Environmental Defenders are at the pointy end of what it takes to implement the Paris climate agreement – often they are stopping the projects that need to be stopped to meet ambitious climate targets, and as Ibrahim says, they’re doing it for all of us. So where governments fail to protect the human rights of Environmental Defenders, it takes movements of people to win their protection. Winning protection for Environmental Defenders is also winning in the fight to stop climate change.

Victoria Tauli-Corpuz is the Philippines-based UN Special Rapporteur on the rights of Indigenous Peoples. Her work involves advocating for and reporting on the status of human rights of Indigenous Peoples to governments around the world. Indigenous Peoples are disproportionately affected by the expansion of mining and logging.

“Indigenous peoples have the right to continue living in their own lands and living the life they like.
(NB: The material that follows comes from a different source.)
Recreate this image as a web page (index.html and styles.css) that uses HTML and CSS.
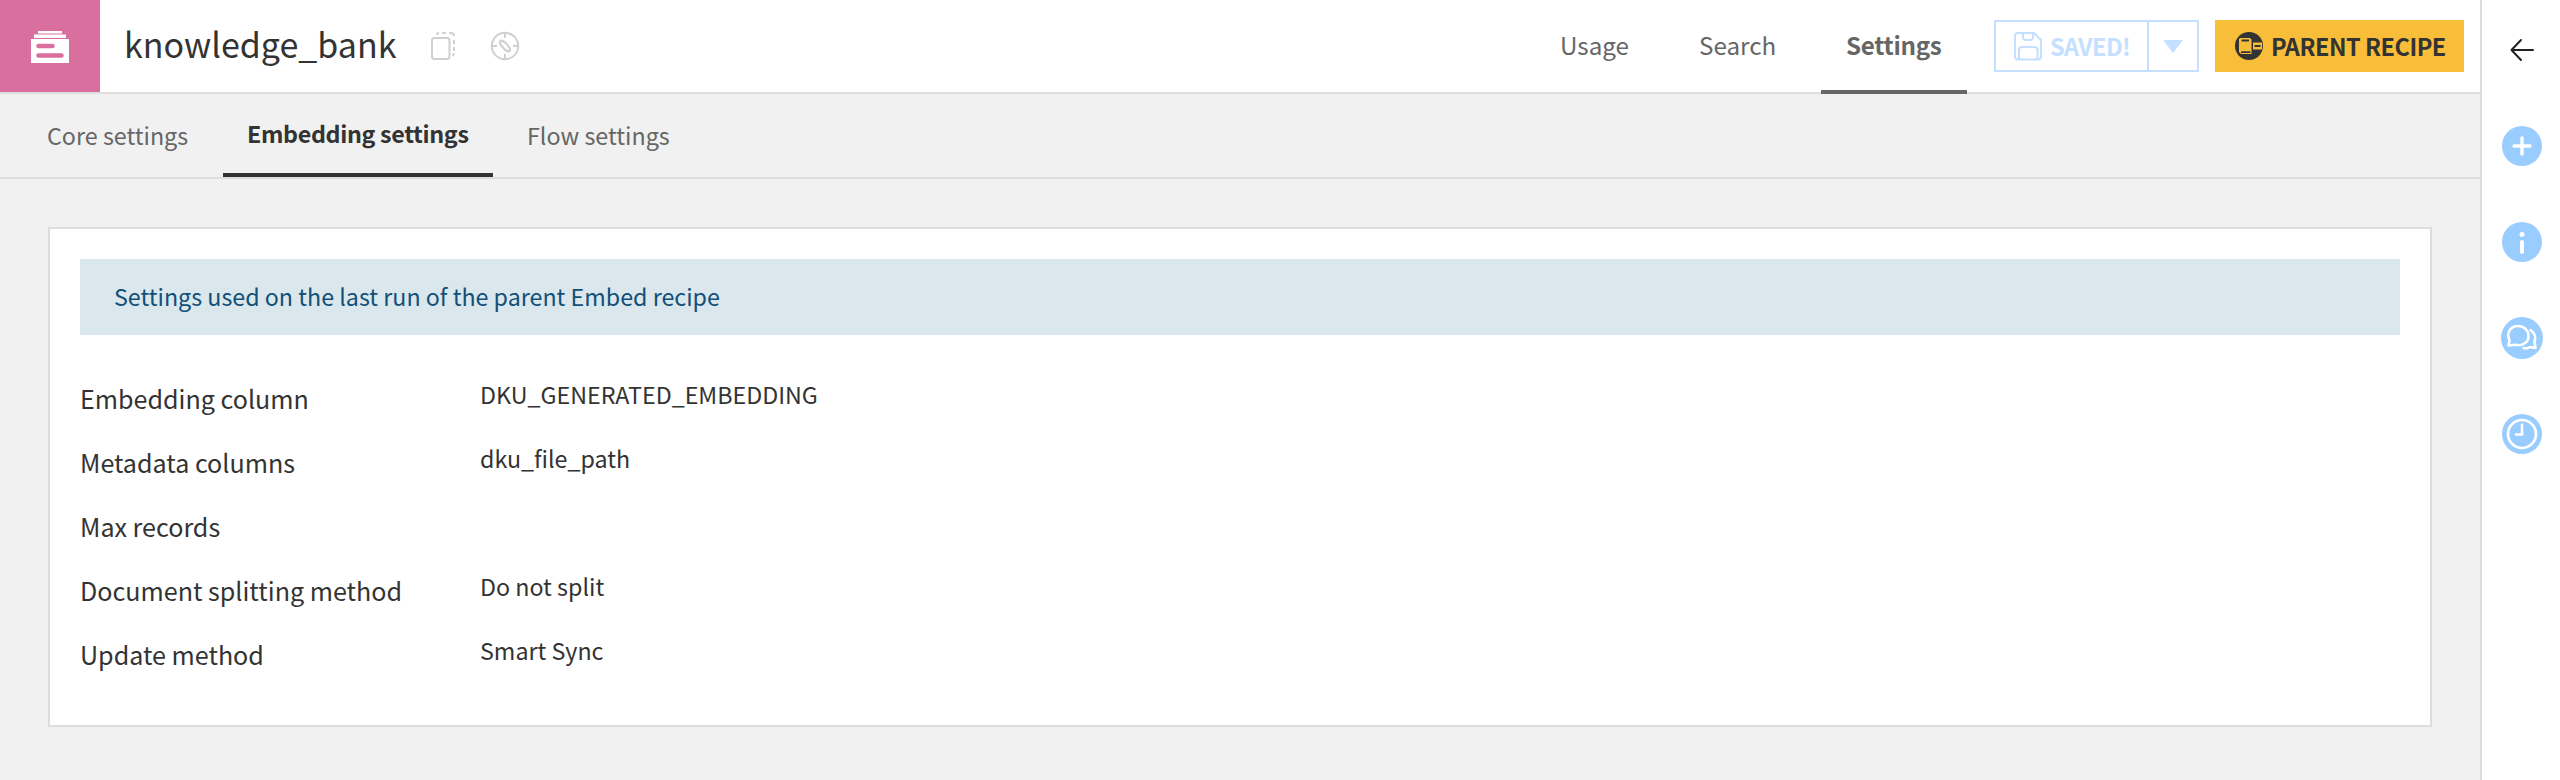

I receive three or four letters every day complaining about an indigenous person being arrested or a community which got burned, people who are displaced…It’s a reality and therefore imperative for us to act…
I think the presence of organisations like Amnesty International has no doubt helped defend those people who are in those kinds of situations…and we have to broaden the reach of organisations who are defending environmental defenders.”

The United Nations remains an important mechanism for seeking protection for Environmental Defenders, and beyond that, global solidarity has a huge role to play.

We need to let corporations and governments know that they cannot get away with murdering, butchering or threatening those who stand in their path. Thousands of people campaigning to solve climate change are doing so in precarious situations where protection of human rights is not guaranteed. We can defend their right to talk, and promote their human rights by talking about them globally, by sharing stories and by being prepared to organise solidarity events and vigils when needed.